Charles Manson Didn’t Get Parole Today and You Fear I Don’t Love You Anymore

Charles Manson Didn’t Get Parole Today and You Fear I Don’t Love You Anymore

by Stephen S. Mills

Fear that my heart has grown as cold as steel
bars in a prison in California that holds an old
man tight in his cell. A man who once believed
in a city of gold under Death Valley. Beautiful,
sparkling gold. An escape beneath the ground
for when the race riots would begin. It’s dramatic,
this way of thinking, this way of speaking,
and you know it. Say it only to get me going,
to make me repeat how much I love you,
want to be with you.

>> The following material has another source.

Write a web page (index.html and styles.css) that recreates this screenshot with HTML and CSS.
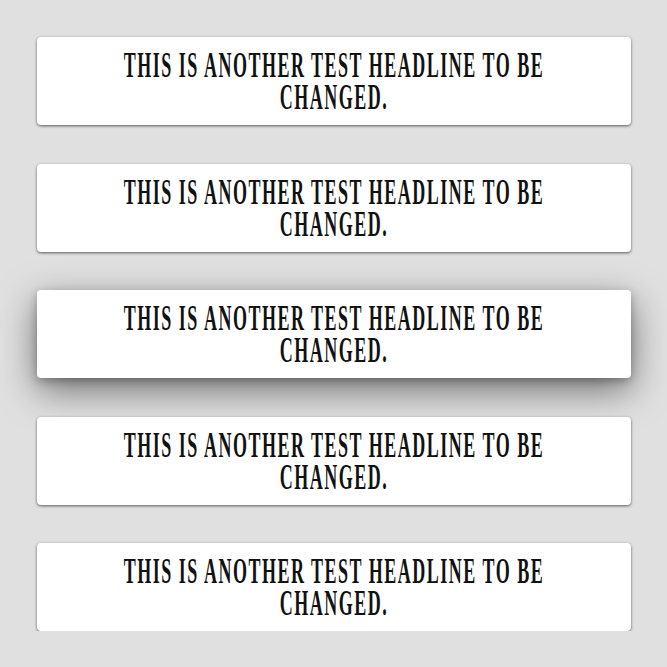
FILE: index.html
```html
<!DOCTYPE html>
<html>
<head>
<meta charset="utf-8">
<link rel="stylesheet" href="styles.css">
</head>
<body>
<main class="list">
  <div class="card"><h1 class="headline">THIS IS ANOTHER TEST HEADLINE TO BE CHANGED.</h1></div>
  <div class="card"><h1 class="headline">THIS IS ANOTHER TEST HEADLINE TO BE CHANGED.</h1></div>
  <div class="card card-raised"><h1 class="headline">THIS IS ANOTHER TEST HEADLINE TO BE CHANGED.</h1></div>
  <div class="card"><h1 class="headline">THIS IS ANOTHER TEST HEADLINE TO BE CHANGED.</h1></div>
  <div class="card"><h1 class="headline">THIS IS ANOTHER TEST HEADLINE TO BE CHANGED.</h1></div>
</main>
</body>
</html>
```
FILE: styles.css
```css
html, body {
  margin: 0;
  padding: 0;
  background: #e0e0e0;
}
.list {
  display: flex;
  flex-direction: column;
  gap: 38.5px;
  padding: 37px 36px 0 37px;
}
.card {
  background: #fff;
  border-radius: 4px;
  height: 88px;
  box-sizing: border-box;
  padding: 12px 0;
  display: flex;
  justify-content: center;
  overflow: visible;
  box-shadow: 0 1px 3px rgba(0,0,0,0.6);
}
.card-raised {
  box-shadow: 0 12px 36px rgba(0,0,0,0.5), 0 3px 8px rgba(0,0,0,0.25);
}
.headline {
  flex: none;
  margin: 0;
  width: 900px;
  font-family: "Liberation Serif", serif;
  font-weight: bold;
  font-size: 36px;
  line-height: 32px;
  letter-spacing: 3px;
  color: #111;
  text-align: center;
  transform: scaleX(0.5);
  transform-origin: center;
}
```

Love you enough to visit
in prison, if you ever ended up there,
which is actually a more likely fate for myself:
red hair and temper. No, Manson didn’t get parole
today. No one expected him to. This was probably
his last shot. He’ll be dead by the next hearing,
or so the journalists predict. Madness doesn’t
seem nearly as scary on the face of an old man,
which would probably make me a bad person
to be on a parole board. Another career gone
before it even began. Today, you make me
promise that I’ll be yours until the day I die,
but a lifetime can seem endless. No clear middle
or end, especially for men like Manson.
I like to think of him pacing his cell reading
Valley of the Dolls over and over again. The cover
creased and bent. The faded pink appearing almost
vivid in the dank light of prison. How silly of me
to think of him in that way, almost as silly as you
sitting here terrified that one day I’ll leave you,
which, of course, I might. We just don’t know how.
The hand of a murderer? A car crash? Cancer?
Or maybe the slamming of a prison door: gone,
but not dead. Left alone to rot, to read the same
book over and over until I can recite every line,
until all I see is pink, then stark white.